Teri and the cats of Furrydance said...

I love coincedences like this, and to smile and know across the miles you were both doing the same thing.

I love fall colors, not on me as I'm a "summer" but in nature, my favorite. It's one of the things I appreciate about living here, Oregon has too many pines to change much...but I love pine needles in the summer sun, they ought to package that scent...

The-Grizzled-But-Still-Incorrigible-Scribe-Himself! said...

Giggles…

I sure didn't trust my own ability on this one—but Jayne and Richard are bankable birders.

Young, male, RB grosbeak it is! (Was!)

The-Grizzled-But-Still-Incorrigible-Scribe-Himself! said...

Teri…

You're right on those pine needles…one of the great outdoor fragrances of all time! And you ought to be able to sleuth out a maple or aspen or mountain ash should you need a color fix every autumn.

Jain said...

Thank you for your kind and thoughtful note, Scribe. It was appreciated.

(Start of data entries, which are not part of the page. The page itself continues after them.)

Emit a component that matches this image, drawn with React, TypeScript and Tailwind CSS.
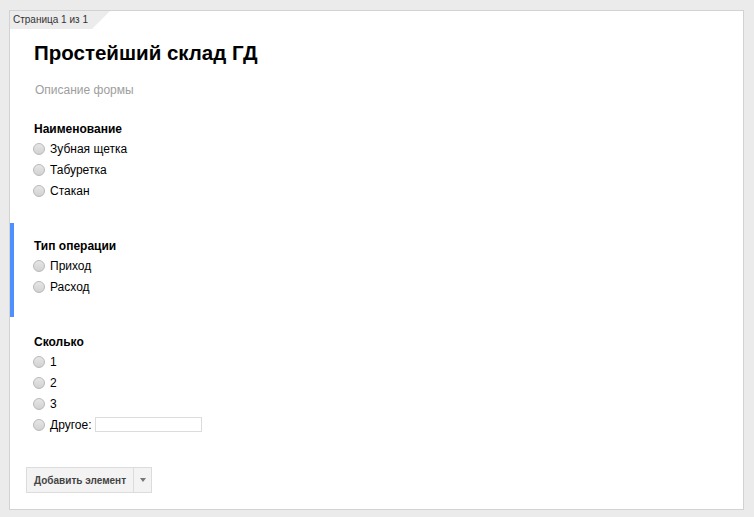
import React from "react";

const font = { fontFamily: '"Liberation Sans", Arial, sans-serif' };

type Question = { title: string; options: string[]; active?: boolean; other?: boolean };

const questions: Question[] = [
  { title: "Наименование", options: ["Зубная щетка", "Табуретка", "Стакан"] },
  { title: "Тип операции", options: ["Приход", "Расход"], active: true },
  { title: "Сколько", options: ["1", "2", "3"], other: true },
];

function Radio() {
  return (
    <span className="inline-block h-[12px] w-[12px] shrink-0 rounded-full border border-[#b9b9b9] bg-gradient-to-b from-[#e6e6e6] to-[#d2d2d2]" />
  );
}

function Option({ label, children }: { label: string; children?: React.ReactNode }) {
  return (
    <div className="flex h-[21px] items-center text-[12px] text-black">
      <Radio />
      <span className="ml-[5px]">{label}</span>
      {children}
    </div>
  );
}

function QuestionItem({ q }: { q: Question }) {
  return (
    <div
      className={`mt-[2px] border-l-4 pb-[20px] pl-[20px] pt-[15px] ${
        q.active ? "border-[#4d90fe]" : "border-transparent"
      }`}
    >
      <div className="mb-[1px] text-[12px] font-bold leading-[16px] text-black">{q.title}</div>
      <div className="-ml-[1px]">
        {q.options.map((o) => (
          <Option key={o} label={o} />
        ))}
        {q.other && (
          <Option label="Другое:">
            <span className="ml-[4px] h-[15px] w-[107px] border border-[#dcdcdc] bg-white" />
          </Option>
        )}
      </div>
    </div>
  );
}

export default function App() {
  return (
    <div className="min-h-[517px] bg-[#ebebeb] pt-[10px]" style={font}>
      <div className="ml-[9px] flex h-[500px] w-[735px] flex-col border border-[#d2d2d2] bg-white">
        <div
          className="h-[18px] w-[100px] bg-[#ececec] pl-[3px] text-[10px] leading-[18px] text-[#333]"
          style={{ clipPath: "polygon(0 0, 100% 0, 82% 100%, 0 100%)" }}
        >
          Страница 1 из 1
        </div>
        <h1 className="ml-[24px] mt-[12px] text-[20.5px] font-bold leading-[24px] text-black">
          Простейший склад ГД
        </h1>
        <p className="ml-[25px] mt-[17px] text-[12px] leading-[16px] text-[#9e9e9e]">Описание формы</p>
        <div className="mt-[6px]">
          {questions.map((q) => (
            <QuestionItem key={q.title} q={q} />
          ))}
        </div>
        <div className="ml-[16px] mt-[12px] flex h-[26px] w-fit border border-[#dcdcdc] bg-[#f3f3f3] text-[10px] font-bold text-[#444]">
          <span className="flex items-center px-[7px]">Добавить элемент</span>
          <span className="flex w-[18px] items-center justify-center border-l border-[#dcdcdc]">
            <span className="h-0 w-0 border-x-[3px] border-t-[4px] border-x-transparent border-t-[#777]" />
          </span>
        </div>
      </div>
    </div>
  );
}
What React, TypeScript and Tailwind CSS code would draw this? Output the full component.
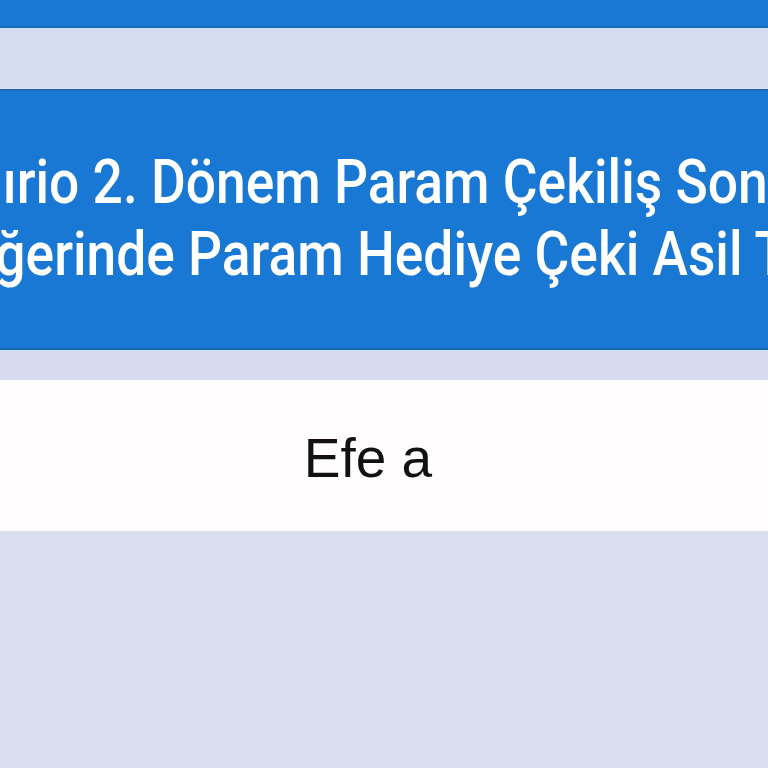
export default function App() {
  return (
    <div className="min-h-[768px] w-full overflow-hidden bg-[#d8ddf0]" style={{ fontFamily: 'Roboto, "Liberation Sans", sans-serif' }}>
      {/* Top nav bar */}
      <div className="h-[28px] bg-[#1878d3] border-b-2 border-[#1f68b0]" />

      {/* Light band */}
      <div className="h-[61px] border-t border-[#bfe0fb] bg-[#d6ddf1]" />

      {/* Title banner */}
      <section className="h-[261px] bg-[#1878d3] border-y-2 border-t-[#1f68b0] border-b-[#1f68b0] flex flex-col items-center justify-center overflow-hidden">
        <div className="flex flex-col items-center text-white font-medium text-[62px] leading-[72px] pb-[4px]">
          <div className="whitespace-nowrap scale-x-[0.86] pl-[30px]">Kazandırio 2. Dönem Param Çekiliş Sonuçlarıyla</div>
          <div className="whitespace-nowrap scale-x-[0.86] pr-[50px]">100 TL Değerinde Param Hediye Çeki Asil Talihlileri</div>
        </div>
      </section>

      {/* Gap */}
      <div className="h-[30px] bg-[#d8dbef] border-t border-[#c6e2fb]" />

      {/* Winner row */}
      <div className="h-[153px] bg-[#fffdfe] border-b-2 border-[#dcdcea] flex items-center justify-center pr-[32px]">
        <span className="text-[55px] text-[#111] pt-[6px]" style={{ fontFamily: '"Liberation Sans", Arial, sans-serif' }}>
          Efe a
        </span>
      </div>
    </div>
  );
}
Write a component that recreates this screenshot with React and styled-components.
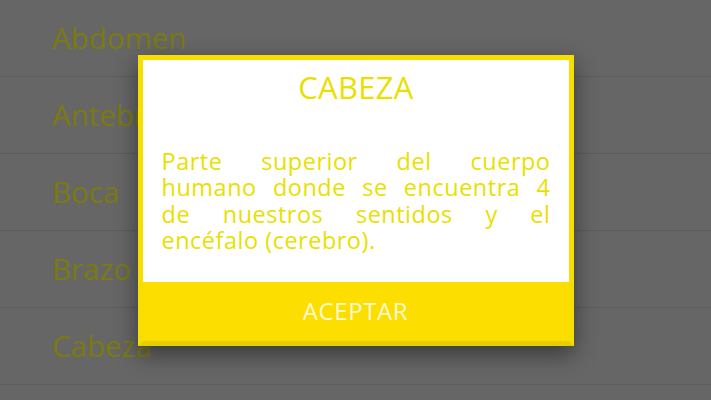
import React from 'react';
import styled, { createGlobalStyle } from 'styled-components';

const GlobalStyle = createGlobalStyle`
  html, body {
    margin: 0;
    padding: 0;
    width: 100%;
    height: 100%;
    overflow: hidden;
    background: #aaa;
  }
`;

const Screen = styled.div`
  position: relative;
  width: 711px;
  height: 400px;
  overflow: hidden;
  background: #aaa;
  font-family: 'Open Sans', 'Noto Sans', sans-serif;
`;

const List = styled.ul`
  list-style: none;
  margin: 0;
  padding: 0;
`;

const Row = styled.li`
  box-sizing: border-box;
  height: 77px;
  display: flex;
  align-items: center;
  padding: 0 0 2px 52px;
  border-bottom: 1px solid #999;
  font-size: 29.5px;
  color: #cecb1c;
`;

const Overlay = styled.div`
  position: absolute;
  inset: 0;
  background: rgba(0, 0, 0, 0.4);
  display: flex;
  align-items: center;
  justify-content: center;
`;

const Dialog = styled.div`
  width: 426px;
  border: 5px solid #f6df00;
  border-bottom-color: #e6cf00;
  background: #fff;
  box-shadow: 0 8px 22px rgba(0, 0, 0, 0.45);
  display: flex;
  flex-direction: column;
`;

const Body = styled.div`
  padding: 9px 18px 28px 19px;
`;

const Title = styled.h2`
  margin: 0 0 43px;
  font-size: 31px;
  line-height: 36px;
  font-weight: 400;
  text-align: center;
  letter-spacing: 0.3px;
  color: #e9df00;
`;

const Message = styled.p`
  margin: 0;
  font-size: 23.5px;
  line-height: 26.5px;
  letter-spacing: 0.5px;
  color: #e9df00;
`;

// each wrapped line is spread to the full width, the last one stays left
const Line = styled.span`
  display: block;
  text-align: ${(p) => (p.$last ? 'left' : 'justify')};
  text-align-last: ${(p) => (p.$last ? 'left' : 'justify')};
`;

const Button = styled.button`
  height: 59px;
  border: 0;
  padding: 0 0 2px;
  background: #fcde00;
  color: #fff9cf;
  font-family: inherit;
  font-size: 24px;
  letter-spacing: 0.6px;
  cursor: pointer;
`;

const parts = ['Abdomen', 'Antebrazo', 'Boca', 'Brazo', 'Cabeza'];

const lines = [
  'Parte superior del cuerpo',
  'humano donde se encuentra 4',
  'de nuestros sentidos y el',
  'encéfalo (cerebro).',
];

export default function App() {
  return (
    <Screen>
      <GlobalStyle />
      <List>
        {parts.map((p) => (
          <Row key={p}>{p}</Row>
        ))}
      </List>
      <Overlay>
        <Dialog>
          <Body>
            <Title>CABEZA</Title>
            <Message>
              {lines.map((l, i) => (
                <Line key={i} $last={i === lines.length - 1}>
                  {l}
                </Line>
              ))}
            </Message>
          </Body>
          <Button>ACEPTAR</Button>
        </Dialog>
      </Overlay>
    </Screen>
  );
}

Hazel asked me to ask you to offer a little something extra to Moon tonight. That Hazel, she's always wrangling a treat for herself or some other dog.

The-Grizzled-But-Still-Incorrigible-Scribe-Himself! said...

Jain…

I will do that for Hazel, and for Moon, in memory of Bokka.

Jenn Jilks said...

You live in a delightful world, as we all do, but you manage to create some lively imaginations around it.

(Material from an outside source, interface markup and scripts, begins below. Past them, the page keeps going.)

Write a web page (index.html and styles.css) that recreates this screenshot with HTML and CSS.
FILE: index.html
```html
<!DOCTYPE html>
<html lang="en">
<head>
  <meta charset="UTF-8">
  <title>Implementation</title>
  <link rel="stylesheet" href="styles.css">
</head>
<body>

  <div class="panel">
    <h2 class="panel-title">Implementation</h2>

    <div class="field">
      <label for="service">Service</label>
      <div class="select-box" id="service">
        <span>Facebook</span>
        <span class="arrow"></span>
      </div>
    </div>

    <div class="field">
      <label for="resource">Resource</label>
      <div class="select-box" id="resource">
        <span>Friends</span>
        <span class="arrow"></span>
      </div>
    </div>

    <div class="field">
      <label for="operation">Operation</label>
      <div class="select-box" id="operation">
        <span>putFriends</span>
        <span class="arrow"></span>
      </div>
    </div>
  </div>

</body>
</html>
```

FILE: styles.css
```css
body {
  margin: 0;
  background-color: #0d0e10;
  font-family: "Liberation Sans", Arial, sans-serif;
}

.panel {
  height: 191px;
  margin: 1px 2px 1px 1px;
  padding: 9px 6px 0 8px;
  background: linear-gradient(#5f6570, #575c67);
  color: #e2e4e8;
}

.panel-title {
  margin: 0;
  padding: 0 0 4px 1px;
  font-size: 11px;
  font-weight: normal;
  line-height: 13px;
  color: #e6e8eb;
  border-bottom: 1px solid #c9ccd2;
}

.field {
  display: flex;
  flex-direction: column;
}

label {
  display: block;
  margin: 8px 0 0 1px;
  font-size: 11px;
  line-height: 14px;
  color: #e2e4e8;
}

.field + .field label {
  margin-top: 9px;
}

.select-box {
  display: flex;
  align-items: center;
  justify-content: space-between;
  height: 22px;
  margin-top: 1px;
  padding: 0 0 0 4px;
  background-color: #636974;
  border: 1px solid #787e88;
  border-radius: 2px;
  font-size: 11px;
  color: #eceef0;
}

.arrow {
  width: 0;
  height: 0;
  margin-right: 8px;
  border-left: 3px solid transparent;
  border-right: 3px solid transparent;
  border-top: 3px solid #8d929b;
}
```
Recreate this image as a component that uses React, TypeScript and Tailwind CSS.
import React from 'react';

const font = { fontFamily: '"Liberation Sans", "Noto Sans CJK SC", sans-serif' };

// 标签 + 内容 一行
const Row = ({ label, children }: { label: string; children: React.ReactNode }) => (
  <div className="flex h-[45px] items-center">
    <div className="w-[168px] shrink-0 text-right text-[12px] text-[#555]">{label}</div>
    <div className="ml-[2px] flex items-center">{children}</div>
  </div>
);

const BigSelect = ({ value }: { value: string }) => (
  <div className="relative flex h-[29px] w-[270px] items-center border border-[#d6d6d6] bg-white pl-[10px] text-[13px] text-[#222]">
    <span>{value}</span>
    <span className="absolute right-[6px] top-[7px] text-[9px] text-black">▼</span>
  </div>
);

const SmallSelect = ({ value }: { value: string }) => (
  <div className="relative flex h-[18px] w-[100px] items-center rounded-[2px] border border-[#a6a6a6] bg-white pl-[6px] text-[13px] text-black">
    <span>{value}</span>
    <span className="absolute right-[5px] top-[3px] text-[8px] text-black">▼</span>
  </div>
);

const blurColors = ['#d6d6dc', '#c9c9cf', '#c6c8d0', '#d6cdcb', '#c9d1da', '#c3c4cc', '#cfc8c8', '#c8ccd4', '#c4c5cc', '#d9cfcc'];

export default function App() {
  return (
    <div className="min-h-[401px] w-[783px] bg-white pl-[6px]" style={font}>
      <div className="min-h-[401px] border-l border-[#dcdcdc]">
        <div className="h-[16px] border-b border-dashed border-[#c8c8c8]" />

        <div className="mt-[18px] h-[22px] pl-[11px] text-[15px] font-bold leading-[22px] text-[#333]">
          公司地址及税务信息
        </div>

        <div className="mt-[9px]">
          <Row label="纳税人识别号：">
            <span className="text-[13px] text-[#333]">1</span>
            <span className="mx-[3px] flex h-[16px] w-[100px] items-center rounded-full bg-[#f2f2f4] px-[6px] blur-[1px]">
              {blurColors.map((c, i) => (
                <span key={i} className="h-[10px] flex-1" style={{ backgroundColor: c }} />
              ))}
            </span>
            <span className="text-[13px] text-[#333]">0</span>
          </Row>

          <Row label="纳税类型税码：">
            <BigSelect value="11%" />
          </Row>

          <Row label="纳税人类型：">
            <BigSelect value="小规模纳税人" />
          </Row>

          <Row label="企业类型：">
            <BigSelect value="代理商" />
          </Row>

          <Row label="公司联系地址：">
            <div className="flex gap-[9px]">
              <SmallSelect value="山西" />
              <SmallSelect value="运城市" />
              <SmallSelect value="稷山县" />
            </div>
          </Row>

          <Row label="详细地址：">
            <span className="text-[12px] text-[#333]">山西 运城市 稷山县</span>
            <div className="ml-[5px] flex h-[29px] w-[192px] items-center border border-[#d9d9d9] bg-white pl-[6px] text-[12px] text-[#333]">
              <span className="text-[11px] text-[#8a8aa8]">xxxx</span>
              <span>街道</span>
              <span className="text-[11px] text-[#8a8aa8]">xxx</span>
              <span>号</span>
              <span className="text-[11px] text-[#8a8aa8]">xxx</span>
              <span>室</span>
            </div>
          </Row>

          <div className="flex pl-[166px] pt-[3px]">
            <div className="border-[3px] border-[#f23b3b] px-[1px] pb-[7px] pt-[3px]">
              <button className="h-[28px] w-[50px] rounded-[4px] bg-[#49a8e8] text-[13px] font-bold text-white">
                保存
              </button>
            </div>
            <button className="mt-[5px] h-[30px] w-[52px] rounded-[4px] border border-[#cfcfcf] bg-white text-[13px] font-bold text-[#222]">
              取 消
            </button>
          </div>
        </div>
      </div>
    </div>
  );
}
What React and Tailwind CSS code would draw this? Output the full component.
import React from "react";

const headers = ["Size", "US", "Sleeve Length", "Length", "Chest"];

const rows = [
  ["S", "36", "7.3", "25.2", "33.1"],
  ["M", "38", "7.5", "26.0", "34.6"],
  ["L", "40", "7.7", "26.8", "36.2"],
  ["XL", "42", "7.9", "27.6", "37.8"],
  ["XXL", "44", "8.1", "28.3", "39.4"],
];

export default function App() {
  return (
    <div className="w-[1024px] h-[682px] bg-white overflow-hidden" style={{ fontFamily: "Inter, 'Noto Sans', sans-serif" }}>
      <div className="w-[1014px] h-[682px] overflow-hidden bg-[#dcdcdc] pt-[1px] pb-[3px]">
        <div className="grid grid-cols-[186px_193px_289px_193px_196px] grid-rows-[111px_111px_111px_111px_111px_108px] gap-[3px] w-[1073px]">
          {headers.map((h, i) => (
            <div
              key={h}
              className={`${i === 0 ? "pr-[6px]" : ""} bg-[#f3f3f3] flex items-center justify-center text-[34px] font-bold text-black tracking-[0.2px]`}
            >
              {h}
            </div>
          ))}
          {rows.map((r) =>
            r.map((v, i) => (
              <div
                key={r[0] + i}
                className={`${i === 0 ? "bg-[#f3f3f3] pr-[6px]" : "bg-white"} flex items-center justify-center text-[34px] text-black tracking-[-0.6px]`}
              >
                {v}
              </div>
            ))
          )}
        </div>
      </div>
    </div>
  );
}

Except for the coincidental bird-thingie.

I could whine for sunshine, but I love the rain.

I could whine for grosbeaks, but I think it unlikely. The pileated woodpeckers were flying about harassing the cat. She was not amused, being kept indoors during our trip.

I did put up a bird feeder today. I shall cross my fingers.

The-Grizzled-But-Still-Incorrigible-Scribe-Himself! said...

Jenn…

Now see…you have to believe in your whine. And you do have to whine. Faith without works is dead. Of course, it simply surprised me to no end—but maybe I believed and didn't realize it. Or something. I'm not sure whether pileated woodpeckers are included or not, though. Pileated woodpeckers are pretty ornery critters.